Common Mistakes Beginners Make

One of the most common mistakes is jumping straight to Nsight Compute without first doing a Nsight Systems analysis. This leads to spending time optimizing a kernel that is not actually the bottleneck, which produces no meaningful improvement in overall application performance.

Another frequent mistake is interpreting Nsight Compute metrics without context. A low occupancy number is not automatically a problem. Some kernels perform very well with low occupancy because they hide latency through other means. The Roofline chart and the guided analysis sections in Nsight Compute are there to help you interpret metrics correctly rather than treating individual numbers in isolation.

Finally, many beginners profile their applications in debug mode, where compiler optimizations are disabled. Always profile release builds, because debug builds add overhead that does not reflect real application behavior and can lead you to optimize things that would not be issues in production.

Nsight Compute vs Nsight Systems: Which One Should You Learn First

If you can only focus on one tool at a time, start with Nsight Systems. It gives you the broader context you need to make smart decisions about where to invest your optimization effort. Its timeline view is also more intuitive for beginners than the metric-heavy interface of Nsight Compute.

Once you are comfortable reading Nsight Systems timelines and can identify idle GPU time, unbalanced CPU and GPU work, and data transfer inefficiencies, you will be in a much better position to use Nsight Compute effectively. At that point, the detailed hardware metrics will make more sense because you will have a clearer picture of what questions you are trying to answer.
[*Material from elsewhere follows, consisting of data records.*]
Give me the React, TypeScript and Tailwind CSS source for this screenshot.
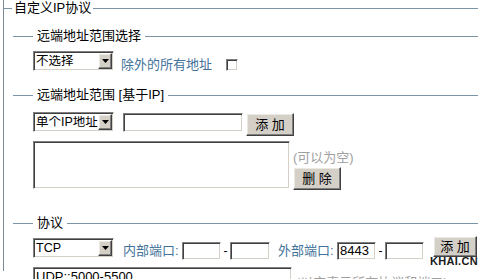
import React from 'react';

const line = 'h-px bg-[#7b95a6]';
const sunken =
  'bg-white border border-t-[#808080] border-l-[#808080] border-r-white border-b-white shadow-[inset_1px_1px_0_#404040,inset_-1px_-1px_0_#d4d0c8]';
const raised =
  'bg-[#d4d0c8] border border-t-white border-l-white border-r-[#404040] border-b-[#404040] shadow-[inset_-1px_-1px_0_#808080,inset_1px_1px_0_#ece9e2]';

const Legend: React.FC<{ title: string; className?: string }> = ({ title, className = '' }) => (
  <div className={`flex items-center h-[16px] ${className}`}>
    <div className={`${line} ml-[9px] w-[20px] shrink-0`} />
    <span className="px-[4px] text-[13px] leading-[16px] text-black whitespace-nowrap">{title}</span>
    <div className={`${line} flex-1`} />
  </div>
);

const Select: React.FC<{ value: string; className?: string }> = ({ value, className = '' }) => (
  <div className={`${sunken} flex items-center w-[81px] h-[20px] shrink-0 ${className}`}>
    <span className="flex-1 min-w-0 overflow-hidden pl-[2px] text-[12.5px] leading-none text-black whitespace-nowrap">
      {value}
    </span>
    <div className={`${raised} mr-[1px] w-[14px] h-[16px] shrink-0 flex items-center justify-center`}>
      <svg width="7" height="4" viewBox="0 0 7 4">
        <path d="M0 0h7L3.5 4z" fill="#000" />
      </svg>
    </div>
  </div>
);

const Button: React.FC<{ label: string; className?: string }> = ({ label, className = '' }) => (
  <div className={`${raised} flex items-center justify-center text-[13px] leading-none text-black whitespace-pre shrink-0 ${className}`}>
    {label}
  </div>
);

export default function App() {
  return (
    <div className="relative w-[486px] h-[279px] overflow-hidden bg-white font-['Liberation_Sans','Noto_Sans_CJK_SC',sans-serif]">
      <div className="ml-[3px] mr-[8px] mt-[8px] h-[271px] border-l border-[#7b8a95]">
        {/* outer legend */}
        <div className="-mt-[8px] flex items-center h-[16px]">
          <div className={`${line} w-[8px] shrink-0`} />
          <span className="px-[2px] text-[13px] leading-[16px] text-black whitespace-nowrap">自定义IP协议</span>
          <div className={`${line} flex-1`} />
        </div>

        <Legend title="远端地址范围选择" className="mt-[12px]" />
        <div className="flex items-start pl-[29px] mt-[7px]">
          <Select value="不选择" />
          <span className="ml-[7px] mt-[4px] h-[20px] leading-[20px] text-[13px] text-[#42729a] whitespace-nowrap">
            除外的所有地址
          </span>
          <div className={`${sunken} ml-[14px] mt-[8px] w-[12px] h-[12px]`} />
        </div>

        <Legend title="远端地址范围 [基于IP]" className="mt-[12px]" />
        <div className="flex items-start pl-[29px] mt-[9px]">
          <Select value="单个IP地址" className="h-[19px]" />
          <div className={`${sunken} ml-[9px] mt-[1px] w-[120px] h-[19px]`} />
          <Button label="添 加" className="ml-[3px] mt-[1px] w-[48px] h-[23px]" />
        </div>
        <div className="flex items-start pl-[29px] mt-[5px]">
          <div className={`${sunken} w-[257px] h-[48px]`} />
          <div className="ml-[3px] flex flex-col">
            <span className="mt-[10px] h-[14px] leading-[14px] text-[13px] text-[#a0a0a0] whitespace-nowrap">(可以为空)</span>
            <Button label="删 除" className="mt-[2px] w-[48px] h-[23px]" />
          </div>
        </div>

        <Legend title="协议" className="mt-[25px]" />
        <div className="flex items-start pl-[29px] mt-[5px]">
          <Select value="TCP" className="mt-[2px] h-[19px]" />
          <span className="ml-[9px] w-[59px] mt-[6px] h-[18px] leading-[18px] text-[13px] text-[#42729a] whitespace-nowrap">
            内部端口:
          </span>
          <div className={`${sunken} mt-[6px] w-[39px] h-[18px]`} />
          <span className="w-[9px] mt-[6px] h-[18px] leading-[18px] text-[12px] text-black text-center">-</span>
          <div className={`${sunken} mt-[6px] w-[40px] h-[18px]`} />
          <span className="ml-[8px] w-[59px] mt-[6px] h-[18px] leading-[18px] text-[13px] text-[#42729a] whitespace-nowrap">
            外部端口:
          </span>
          <div className={`${sunken} mt-[6px] w-[39px] h-[18px] pl-[2px] text-[13px] leading-[16px] text-black`}>8443</div>
          <span className="w-[9px] mt-[6px] h-[18px] leading-[18px] text-[12px] text-black text-center">-</span>
          <div className={`${sunken} mt-[6px] w-[39px] h-[18px]`} />
          <Button label="添 加" className="ml-[9px] w-[44px] h-[21px]" />
        </div>
        <div className="flex items-start pl-[29px] mt-[7px]">
          <div className={`${sunken} w-[259px] h-[30px] pl-[2px] pt-[1px] text-[13px] leading-[15px] text-black`}>
            UDP::5000-5500
          </div>
          <span className="ml-[4px] mt-[8px] text-[13px] leading-[16px] text-[#a0a0a0] whitespace-nowrap">
            (以空表示所有协议和端口)
          </span>
        </div>
      </div>

      <span className="absolute left-[430px] top-[255px] text-[11px] leading-[12px] font-bold tracking-[0.3px] text-[#1a1a1a]">
        KHAI.CN
      </span>
    </div>
  );
}
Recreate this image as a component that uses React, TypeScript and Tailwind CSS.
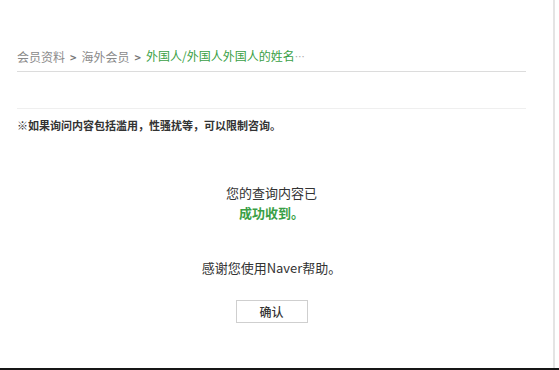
import React from "react";

export default function App() {
  return (
    <div
      className="w-[559px] h-[370px] bg-white flex flex-col overflow-hidden"
      style={{ fontFamily: '"Noto Sans CJK SC", "Noto Sans", sans-serif' }}
    >
      <div className="flex flex-1">
        <div className="w-[555px] border-r-2 border-[#e4e4e4] pl-[17px] pr-[27px]">
          {/* breadcrumb */}
          <div className="pt-[48px] pb-[6px] border-b border-[#dcdcdc] text-[12px] leading-[16px] text-[#8a8a8a] flex items-center gap-[5px] whitespace-nowrap">
            <span>会员资料</span>
            <span className="text-[#777] font-bold text-[11px]">&gt;</span>
            <span>海外会员</span>
            <span className="text-[#777] font-bold text-[11px]">&gt;</span>
            <span className="text-[#3a9f46]">
              外国人/外国人外国人的姓名<span className="text-[#aaa] text-[10px]">…</span>
            </span>
          </div>

          {/* notice */}
          <div className="mt-[36px] border-t border-[#efefef] pt-[8px]">
            <p className="text-[11px] leading-[16px] font-bold text-[#333]">
              ※如果询问内容包括滥用，性骚扰等，可以限制咨询。
            </p>
          </div>

          {/* result */}
          <div className="mt-[50px] flex flex-col items-center text-[13px] leading-[20px] text-[#333]">
            <p>您的查询内容已</p>
            <p className="text-[#3a9f46] font-bold">成功收到。</p>
            <p className="mt-[35px]">感谢您使用Naver帮助。</p>
            <button className="mt-[22px] w-[72px] h-[23px] border border-[#cfcfcf] bg-white text-[12px] text-[#333] font-medium">
              确认
            </button>
          </div>
        </div>
      </div>
      <div className="h-[2px] bg-[#161616]" />
    </div>
  );
}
The Nsight Compute vs Nsight Systems comparison ultimately comes down to the question you are trying to answer. If the question is “where is my application spending its time,” use Nsight Systems. If the question is “why is this specific kernel slow at the hardware level,” use Nsight Compute. Together, they cover the full range of GPU profiling needs and give you everything you need to move from guessing about performance to measuring it with precision.